Nel contesto locale, lo stabilimento di Monfalcone è considerato tra i più grandi del gruppo: un numero rilevante di lavoratori diretti e nell’indotto opera nello stabilimento e nelle aziende collegate del Friuli Venezia Giulia. L’assetto produttivo e le scelte strategiche assunte incidono dunque non solo sull’azienda ma sull’intera comunità locale, che guarda con attenzione alle ricadute occupazionali, ambientali e sociali.
Dal versante istituzionale nazionale è intervenuta Sandra Savino, già assessore all’economia nella Giunta regionale del FVG, ex deputata nelle fila di Forza Italia ed attuale sottosegretario al Ministero dell’Economia e delle Finanze.
“Fincantieri – ha affermato Savino in una nota – è una delle eccellenze italiane più apprezzate a livello internazionale, un attore chiave per l’economia del Paese e per il tessuto produttivo del Friuli Venezia Giulia. Di fronte a una realtà industriale di tale importanza, devono prevalere senso di responsabilità, visione condivisa e spirito costruttivo”.
“Parliamo di una società quotata a partecipazione pubblica – prosegue Savino – che ha saputo integrare innovazione, solidità industriale e radicamento territoriale, contribuendo in modo significativo allo sviluppo economico e all’occupazione anche in Friuli Venezia Giulia, sia in modo diretto sia attraverso il suo indotto che coinvolge centinaia di piccole e medie imprese.
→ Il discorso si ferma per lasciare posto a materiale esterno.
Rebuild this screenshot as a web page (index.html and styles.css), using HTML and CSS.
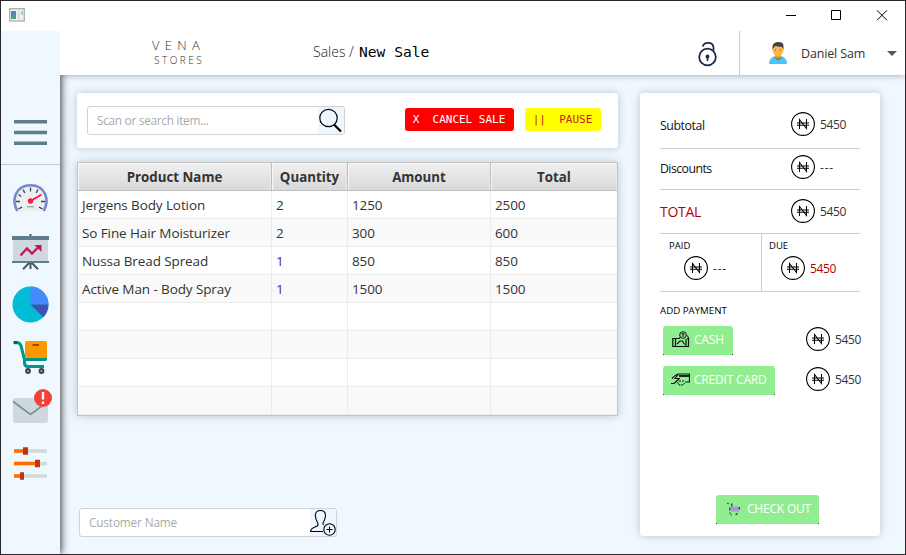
FILE: index.html
```html
<!DOCTYPE html>
<html lang="en">
<head>
<meta charset="utf-8">
<title>New Sale</title>
<link rel="stylesheet" href="styles.css">
</head>
<body>
<svg class="defs" width="0" height="0">
  <symbol id="naira" viewBox="0 0 24 24"><circle cx="12" cy="12" r="11.4" fill="none" stroke="#000" stroke-width="1.1"/><path d="M8.500 17V7.500L15.500 16.500V7M6 11H18M6 13.200H18" fill="none" stroke="#000" stroke-width="1.050"/></symbol>
</svg>
<div class="window">
  <div class="titlebar">
    <svg class="app-icon" width="16" height="14" viewBox="0 0 16 14"><rect x=".7" y=".7" width="14.6" height="12.3" fill="#eef0f2" stroke="#a9adb2" stroke-width="1.3"/><rect x="2" y="3" width="5" height="8" fill="#4a9a94"/><path d="M2 3h5v3L2 8z" fill="#5c86ad"/><rect x="8.5" y="3" width="2.5" height="8" fill="#d9dbdd"/><rect x="12" y="3" width="2" height="4" fill="#9ed0c0"/></svg>
    <svg class="controls" width="112" height="28" viewBox="785 1 112 28" fill="none" stroke="#000"><path d="M786 15.5H796M831.5 10.500H840.500V19.500H831.500ZM877 10.300L887 20.300M887 10.300L877 20.300"/></svg>
  </div>
  <div class="body">
    <nav class="sidebar">
      <svg class="menu" width="59" height="134" viewBox="1 31 59 134"><path d="M14 121.700H47M14 132.500H47M14 143.300H47" stroke="#607d8b" stroke-width="3.500"/></svg>
      <svg width="59" height="60" viewBox="1 165 59 60"><path d="M17.500 211C11 201 15 185.500 30.500 185.500S50 201 43.500 211Z" fill="#eceff1"/><path d="M17.300 211C11 200 15.500 185.300 30.500 185.300S50 200 43.700 211" fill="none" stroke="#7986cb" stroke-width="2.600"/><path d="M30.500 187.500v4M23 189.500l1.800 3.400M38 189.500l-1.800 3.400M18.600 194.500l2.600 2M16 201.500h4M41 201.500h4M18.500 209l3.500-1.800M42.500 209l-3.500-1.800" stroke="#37474f" stroke-width="1.300"/><path d="M30.500 201L41.500 194.500" stroke="#ff1744" stroke-width="1.800"/><circle cx="30.500" cy="201" r="2.700" fill="#ff1744"/><path d="M27 206.700h7" stroke="#90a4ae" stroke-width="1.300"/></svg>
      <svg width="59" height="53" viewBox="1 225 59 53"><path d="M30.500 234v3M30.500 262v7M30 262L23 269.300M31 262l7 7.300" stroke="#455a64" stroke-width="2"/><path d="M13 238H48V263H13z" fill="#cfd8dc"/><path d="M12 236H49v4H12zM12 261H49v2H12z" fill="#607d8b"/><path d="M20.500 255.500L27 248.500L32 253.500L39 246.500" fill="none" stroke="#c2185b" stroke-width="2.300"/><path d="M34.500 245H41.500V252z" fill="#c2185b"/></svg>
      <svg width="59" height="53" viewBox="1 278 59 53"><circle cx="30.500" cy="304.500" r="18" fill="#00bcd4"/><path d="M30.500 304.500V286.500A18 18 0 0 1 48.500 304.500Z" fill="#448aff"/><path d="M30.500 304.500H48.500A18 18 0 0 1 43.200 317.200Z" fill="#3f51b5"/></svg>
      <svg width="59" height="51" viewBox="1 331 59 51"><path d="M26 356H47V359.500Q47 361 45 361H26Z" fill="#009688"/><path d="M14 342.700H17.500Q20 342.700 21 346L24.500 359.500V363Q24.500 366.500 28 366.500H44" fill="none" stroke="#009688" stroke-width="3"/><path d="M13.500 341h4v3h-4z" fill="#00695c"/><rect x="25" y="341" width="22" height="17" rx="1.500" fill="#ff9800"/><path d="M32.500 345H39" stroke="#8f4700" stroke-width="1.800"/><g fill="#90a4ae" stroke="#37474f" stroke-width="1.800"><circle cx="28" cy="371" r="2"/><circle cx="41.500" cy="371" r="2"/></g></svg>
      <svg width="59" height="53" viewBox="1 382 59 53"><rect x="13" y="398" width="35" height="25" rx="2.500" fill="#cfd8dc"/><path d="M13 401.500L30.500 414.500L48 401.500" fill="none" stroke="#78909c" stroke-width="1.600"/><circle cx="43" cy="398" r="9" fill="#f44336"/><path d="M43 392v7.500M43 401.500v2.500" stroke="#fff" stroke-width="2.300"/></svg>
      <svg width="59" height="55" viewBox="1 435 59 55"><path d="M14 451H47M14 463.500H47M14 476H47" stroke="#cfd8dc" stroke-width="3.300"/><path d="M14 451H25M14 463.500H37M14 476H22" stroke="#ff6f00" stroke-width="3.300"/><path d="M23 447.300h5v7.400h-5zM35 459.800h5v7.400h-5zM20 472.300h4v7.400h-4z" fill="#bf360c"/></svg>
    </nav>
    <div class="content">
      <header class="topbar">
        <div class="brand"><div class="brand-name">VENA</div><div class="brand-sub">STORES</div></div>
        <div class="crumbs"><span class="crumb-parent">Sales /</span><span class="crumb-current">New Sale</span></div>
        <svg class="lock" width="24" height="28" viewBox="0 0 24 28" fill="none" stroke="#1c2650" stroke-width="1.800"><circle cx="11.500" cy="17" r="8.300"/><path d="M6.500 6.500Q8 2.800 12 2.800Q17.500 2.800 17.500 7.500V10.500"/><path d="M11.500 16v5" stroke-width="1.600"/><circle cx="11.500" cy="16.500" r="1" fill="#1c2650"/></svg>
        <div class="user">
          <svg class="avatar" width="20" height="24" viewBox="0 0 20 24"><path d="M1 23Q1 17 6 15.500L10 18L14 15.500Q19 17 19 23Z" fill="#4fc3f7"/><path d="M7 13h6v3.500Q10 20 7 16.500z" fill="#ff9800"/><path d="M6 15.700Q10 21 14 15.700" fill="none" stroke="#1579ad" stroke-width="1"/><ellipse cx="10" cy="8.800" rx="5.500" ry="6.200" fill="#ffb74d"/><path d="M4.500 8.500V5Q5.500 1 10.500 1Q15.500 1 15.500 5V8.500L14 6L7 5Z" fill="#424242"/><path d="M7 9h1.200M11.800 9H13" stroke="#784719"/></svg>
          <span class="user-name">Daniel Sam</span><span class="caret"></span>
        </div>
      </header>
      <main class="main">
        <section class="left">
          <div class="card toolbar">
            <div class="field search"><span>Scan or search item...</span><svg width="26" height="27" viewBox="0 0 26 27" fill="none" stroke="#000"><circle cx="10.500" cy="11" r="8.700" stroke-width="1.200"/><path d="M16 17.500L23 24.500" stroke-width="2.200"/></svg></div>
            <button class="btn-mono cancel">X&nbsp; CANCEL SALE</button>
            <button class="btn-mono pause">||&nbsp; PAUSE</button>
          </div>
          <div class="table">
            <div class="row head"><div>Product Name</div><div>Quantity</div><div>Amount</div><div>Total</div></div>
            <div class="row"><div>Jergens Body Lotion</div><div>2</div><div>1250</div><div>2500</div></div>
            <div class="row"><div>So Fine Hair Moisturizer</div><div>2</div><div>300</div><div>600</div></div>
            <div class="row"><div>Nussa Bread Spread</div><div class="one">1</div><div>850</div><div>850</div></div>
            <div class="row"><div>Active Man - Body Spray</div><div class="one">1</div><div>1500</div><div>1500</div></div>
            <div class="row"><div></div><div></div><div></div><div></div></div>
            <div class="row"><div></div><div></div><div></div><div></div></div>
            <div class="row"><div></div><div></div><div></div><div></div></div>
            <div class="row"><div></div><div></div><div></div><div></div></div>
          </div>
          <div class="field customer"><span>Customer Name</span><svg width="26" height="27" viewBox="0 0 26 27" fill="none" stroke="#000" stroke-width="1.100"><path d="M13 22.500H.7Q.5 20 3 19L7 17Q8.800 16 7.500 13.500Q5.500 10 5.300 6.500Q5.500 1.500 10.500 1.500T15.500 6.500Q15.300 10 13.500 13Q12.500 15 13.500 16"/><circle cx="19.500" cy="20.500" r="5.700" fill="#eef6ff"/><path d="M19.500 17.500v6M16.500 20.500h6"/></svg></div>
        </section>
        <aside class="card summary">
          <div class="line l1"><span class="label">Subtotal</span><svg class="coin"><use href="#naira"/></svg><span class="num">5450</span></div>
          <div class="line l2"><span class="label discounts">Discounts</span><svg class="coin"><use href="#naira"/></svg><span class="num dash">---</span></div>
          <div class="line l3"><span class="label total">TOTAL</span><svg class="coin"><use href="#naira"/></svg><span class="num">5450</span></div>
          <div class="split">
            <div class="half paid"><div class="cap">PAID</div><div class="money"><svg class="coin"><use href="#naira"/></svg><span class="num dash">---</span></div></div>
            <div class="half due"><div class="cap">DUE</div><div class="money"><svg class="coin"><use href="#naira"/></svg><span class="num red">5450</span></div></div>
          </div>
          <div class="add">ADD PAYMENT</div>
          <div class="pay"><button class="green cash"><svg width="18" height="17" viewBox="0 0 18 17" fill="none" stroke="#111" stroke-width="1"><path d="M7 7.500H.8v8h15.700v-8H15M3.500 8v7M14 8v7M5 13l3-3h2.500l2 3.500" stroke-width="1.200"/><circle cx="11" cy="4" r="3.300"/><path d="M11 2v4M9.500 3h3M14.500 4l2.500 3-2 1M8 6l-1 2"/></svg><span>CASH</span></button><svg class="coin"><use href="#naira"/></svg><span class="num">5450</span></div>
          <div class="pay"><button class="green credit"><svg width="19" height="13" viewBox="0 0 19 13" fill="none" stroke="#111" stroke-width="1"><path d="M0 10.500H3L8 6M1 5.500Q5 1 8 1H18.500V9H14M7.500 1L4 5.500H9" stroke-width="1.200"/><path d="M8 3h10" stroke-width="1.800"/><path d="M6.500 9l1.500 3h4l1.500-2M8 8h2M11 8h2" stroke-dasharray="2 .6"/></svg><span>CREDIT CARD</span></button><svg class="coin"><use href="#naira"/></svg><span class="num">5450</span></div>
          <button class="green checkout"><svg width="14" height="14" viewBox="0 0 14 14"><path d="M3 4.500H12V9.500H4z" fill="#a49bcf"/><path d="M.5 1l1 1M4.800 1.500v3M12.300 5v2.500M2.800 5.500v3M3 10.500v1.200M3.500 13h1.300M8.500 12.500h1.300M10 11v1.200" fill="none" stroke="#222" stroke-width="1.100"/></svg><span>CHECK OUT</span></button>
        </aside>
      </main>
    </div>
  </div>
</div>
</body>
</html>
```
FILE: styles.css
```css
* { box-sizing: border-box; }
body { margin: 0; font-family: "Open Sans", "Noto Sans", sans-serif; color: #333; }
button { border: 0; padding: 0; font: inherit; }
svg { display: block; flex: none; }
.defs { position: absolute; }
.window { width: 906px; height: 555px; border: 1px solid #29292d; display: flex; flex-direction: column; background: #fff; overflow: hidden; }
.titlebar { height: 30px; flex: none; display: flex; justify-content: space-between; padding: 0 8px; }
.app-icon { margin-top: 7px; }
.body { flex: 1; display: flex; min-height: 0; }
.sidebar { position: relative; width: 59px; flex: none; background: #f0f8ff; box-shadow: 1px 0 8px #333; clip-path: inset(0 -12px 0 0); }
.menu + svg { box-shadow: 0 -1px #c8c8c8; }
.content { flex: 1; display: flex; flex-direction: column; min-width: 0; background: #f0f8ff; }
.topbar { position: relative; height: 44px; flex: none; background: #fff; display: flex; box-shadow: 0 1px 6px rgba(0,0,0,.28); clip-path: inset(0 0 -10px 0); z-index: 1; }
.brand { width: 253px; padding: 5px 0 0 92px; font-weight: 300; color: #333; white-space: nowrap; }
.brand-name { font-size: 13px; line-height: 18px; letter-spacing: 5.3px; }
.brand-sub { font-size: 10px; line-height: 13px; letter-spacing: 2.500px; padding-left: 2px; }
.crumbs { width: 383px; display: flex; align-items: baseline; line-height: 42px; white-space: nowrap; }
.crumb-parent { font-size: 14px; font-weight: 300; width: 46px; color: #222; }
.crumb-current { font-family: "DejaVu Sans Mono", monospace; font-size: 14.600px; color: #000; }
.lock { margin-top: 9px; }
.user { margin-left: 19px; flex: 1; border-left: 1px solid #ccc; display: flex; align-items: center; padding-left: 28px; }
.user-name { font-size: 12.500px; margin-left: 13px; width: 86px; letter-spacing: -.15px; white-space: nowrap; }
.caret { border: 5px solid transparent; border-top-color: #555; border-bottom: 0; }
.main { flex: 1; display: flex; padding: 18px 0 0 17px; gap: 22px; }
.card { background: #fff; border-radius: 3px; box-shadow: 0 0 9px rgba(60,80,100,.3); }
.left { width: 541px; flex: none; }
.toolbar { height: 55px; display: flex; padding: 13px 0 0 10px; }
.field { width: 258px; height: 29px; background: #fff; border: 1px solid #d2d2d2; border-radius: 3px; display: flex; justify-content: space-between; overflow: hidden; font-size: 11.800px; line-height: 27px; color: #aaa; padding-left: 9px; letter-spacing: -.27px; }
.customer span { letter-spacing: -.15px; }
.field svg { background: #eef6ff; }
.btn-mono { font-family: "DejaVu Sans Mono", monospace; font-size: 11px; height: 23px; line-height: 22px; border-radius: 3px; margin-top: 2px; white-space: pre; }
.cancel { background: #f00; color: #fff; width: 109px; margin-left: 60px; padding-right: 1px; }
.pause { background: #ff0; color: #c51a1a; width: 76px; margin-left: 11px; padding-right: 1px; }
.table { margin-top: 14px; height: 254px; border: 1px solid #c4c4c4; background: #fff; box-shadow: 0 0 9px rgba(60,80,100,.3); }
.row { display: grid; grid-template-columns: 194px 76px 143px 1fr; height: 28px; font-size: 13.500px; line-height: 25px; }
.row > div { border-right: 1px solid #ececec; border-bottom: 1px solid #ececec; padding: 2px 4px 0; white-space: nowrap; letter-spacing: -.1px; }
.row > div:last-child { border-right: 0; }
.row:nth-child(odd) { background: #f9f9f9; }
.row > .one { color: #452d80; }
.row.head { background: linear-gradient(#f0f0f0, #d8d8d8); font-weight: 700; font-size: 13.300px; }
.row.head > div { text-align: center; letter-spacing: 0; border-color: #bfbfbf; box-shadow: inset 1px 1px #f6f6f6, inset -1px 0 #e8e8e8; }
.customer { margin: 92px 0 0 2px; }
.summary { width: 240px; height: 443px; padding: 14px 20px 0; }
.line { display: flex; align-items: center; border-bottom: 1px solid #ccc; color: #333; }
.l1 { height: 42px; padding-bottom: 7px; }
.l2 { height: 41px; padding-bottom: 4px; }
.l3 { height: 44px; padding-bottom: 1px; }
.label { width: 131px; font-size: 12.300px; color: #111; letter-spacing: -.4px; padding-top: 3px; }
.discounts { letter-spacing: -.55px; padding-top: 2px; }
.total { font-size: 14px; color: #b00000; letter-spacing: -.3px; padding-top: 1px; }
.coin { width: 24px; height: 24px; }
.num { font-size: 12px; letter-spacing: -.35px; margin-left: 5px; }
.dash { letter-spacing: .8px; }
.red { color: #b00000; }
.split { display: flex; height: 58px; border-bottom: 1px solid #ccc; }
.half { width: 101px; padding: 2px 0 0 9px; }
.due { border-left: 1px solid #ccc; width: 99px; padding-left: 7px; }
.cap { font-size: 9.500px; line-height: 19px; color: #000; }
.money { display: flex; align-items: center; padding-left: 15px; padding-top: 1px; }
.due .money { padding-left: 12px; }
.add { font-size: 9.700px; line-height: 16px; color: #000; margin-top: 11px; }
.pay { display: flex; align-items: center; height: 29px; margin: 7px 0 11px 3px; }
.pay .coin { margin-left: auto; margin-top: -3px; }
.pay .num { margin-right: -1px; margin-top: -3px; }
.green { background: linear-gradient(#1d5c1d, #1d5c1d) left bottom / 1px 1px no-repeat, linear-gradient(#1d5c1d, #1d5c1d) right bottom / 1px 1px no-repeat, #90ee90; color: #fff; border-radius: 3px 3px 0 0; height: 29px; display: flex; align-items: center; font-size: 12px; letter-spacing: -.2px; white-space: nowrap; padding-bottom: 2px; }
.cash { width: 70px; padding-left: 9px; gap: 4px; }
.credit { width: 112px; padding-left: 8px; gap: 4px; }
.checkout { width: 103px; margin: 100px 0 0 56px; padding-left: 11px; gap: 6px; }
```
È essenziale che tutti i soggetti istituzionali e sociali operino in un clima di cooperazione e rispetto reciproco, evitando derive strumentali che rischiano di danneggiare un’eccellenza nazionale competitiva a livello globale con un carico di lavoro per i prossimi 10 anni, in un momento in cui, in molte aree, si registra una tendenza alla de industrializzazione”.
“Il Governo, nel rispetto delle reciproche prerogative e competenze, – conclude Savino – non farà mai mancare il suo sostegno ad un’azienda strategica come Fincantieri in un momento di crescita così importante. L’ho assicurato, poco fa, anche all’Amministratore delegato”.